TO BE DONE: Nothing in the data should change when you return it, but leave the pictures out.

-- GIVEN DATA start --

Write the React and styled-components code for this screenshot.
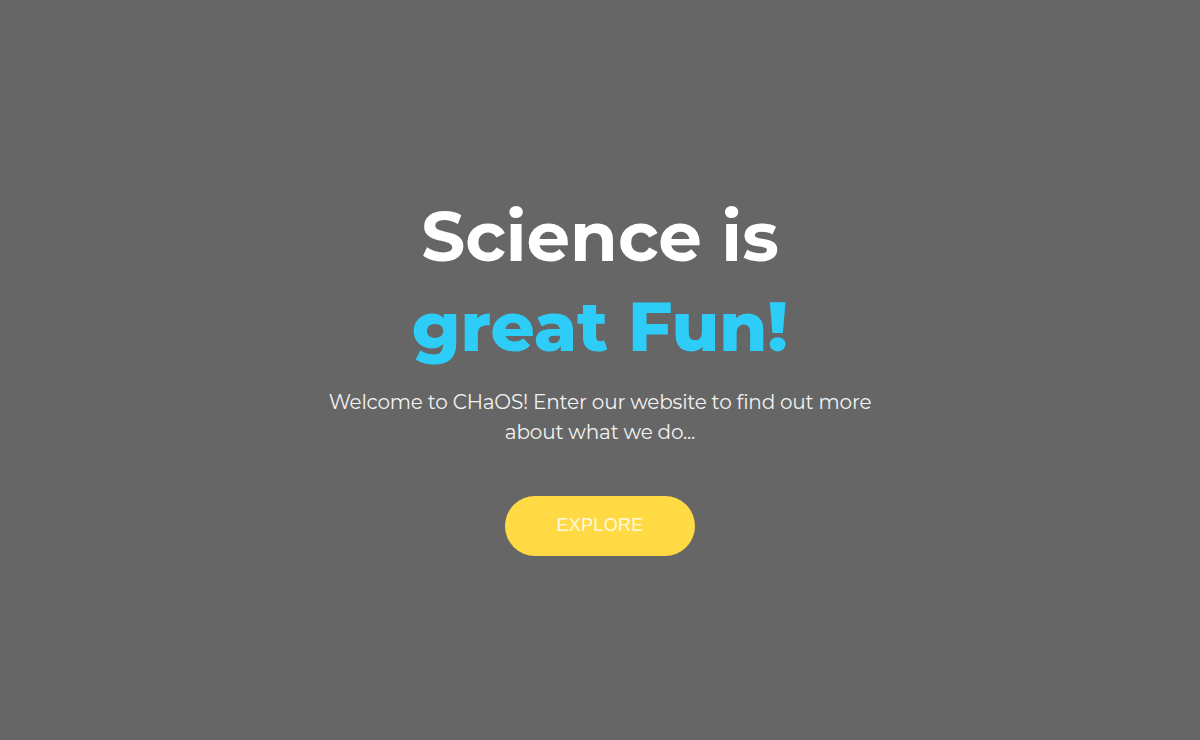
import React from "react";
import styled, { createGlobalStyle } from "styled-components";

const GlobalStyle = createGlobalStyle`
  html, body {
    margin: 0;
    padding: 0;
    background: #666666;
  }
  body {
    font-family: "Montserrat", "DejaVu Sans", sans-serif;
  }
`;

const App = () => {
  return (
    <>
      <GlobalStyle />
      <Hero>
        <Content>
          <Title>
            Science is
            <Highlight>great Fun!</Highlight>
          </Title>
          <Description>
            Welcome to CHaOS! Enter our website to find out more about what we
            do...
          </Description>
          <ExploreButton>Explore</ExploreButton>
        </Content>
      </Hero>
    </>
  );
};

const Hero = styled.section`
  height: 740px;
  display: flex;
  align-items: center;
  justify-content: center;
  text-align: center;
`;

const Content = styled.div`
  width: 580px;
  display: flex;
  flex-direction: column;
  align-items: center;
  padding-top: 6px;
`;

const Title = styled.h1`
  margin: 0;
  font-weight: bold;
  font-size: 69px;
  line-height: 90px;
  color: #ffffff;
`;

const Highlight = styled.span`
  display: block;
  color: #2ecdf8;
  font-weight: 800;
`;

const Description = styled.p`
  margin: 16px 0 0;
  font-size: 20px;
  line-height: 30px;
  color: #f2f2f2;
  letter-spacing: -0.2px;
`;

const ExploreButton = styled.button`
  margin-top: 49px;
  width: 190px;
  height: 60px;
  border: none;
  border-radius: 30px;
  background: #ffda44;
  color: #fff9e0;
  font-family: "Liberation Sans", Arial, sans-serif;
  font-size: 18px;
  letter-spacing: 0.3px;
  text-transform: uppercase;
  cursor: pointer;
`;

export default App;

-- GIVEN DATA end --

SOLVED EXERCISE:
Write the React and styled-components code for this screenshot.
import React from "react";
import styled, { createGlobalStyle } from "styled-components";

const GlobalStyle = createGlobalStyle`
  html, body {
    margin: 0;
    padding: 0;
    background: #666666;
  }
  body {
    font-family: "Montserrat", "DejaVu Sans", sans-serif;
  }
`;

const App = () => {
  return (
    <>
      <GlobalStyle />
      <Hero>
        <Content>
          <Title>
            Science is
            <Highlight>great Fun!</Highlight>
          </Title>
          <Description>
            Welcome to CHaOS! Enter our website to find out more about what we
            do...
          </Description>
          <ExploreButton>Explore</ExploreButton>
        </Content>
      </Hero>
    </>
  );
};

const Hero = styled.section`
  height: 740px;
  display: flex;
  align-items: center;
  justify-content: center;
  text-align: center;
`;

const Content = styled.div`
  width: 580px;
  display: flex;
  flex-direction: column;
  align-items: center;
  padding-top: 6px;
`;

const Title = styled.h1`
  margin: 0;
  font-weight: bold;
  font-size: 69px;
  line-height: 90px;
  color: #ffffff;
`;

const Highlight = styled.span`
  display: block;
  color: #2ecdf8;
  font-weight: 800;
`;

const Description = styled.p`
  margin: 16px 0 0;
  font-size: 20px;
  line-height: 30px;
  color: #f2f2f2;
  letter-spacing: -0.2px;
`;

const ExploreButton = styled.button`
  margin-top: 49px;
  width: 190px;
  height: 60px;
  border: none;
  border-radius: 30px;
  background: #ffda44;
  color: #fff9e0;
  font-family: "Liberation Sans", Arial, sans-serif;
  font-size: 18px;
  letter-spacing: 0.3px;
  text-transform: uppercase;
  cursor: pointer;
`;

export default App;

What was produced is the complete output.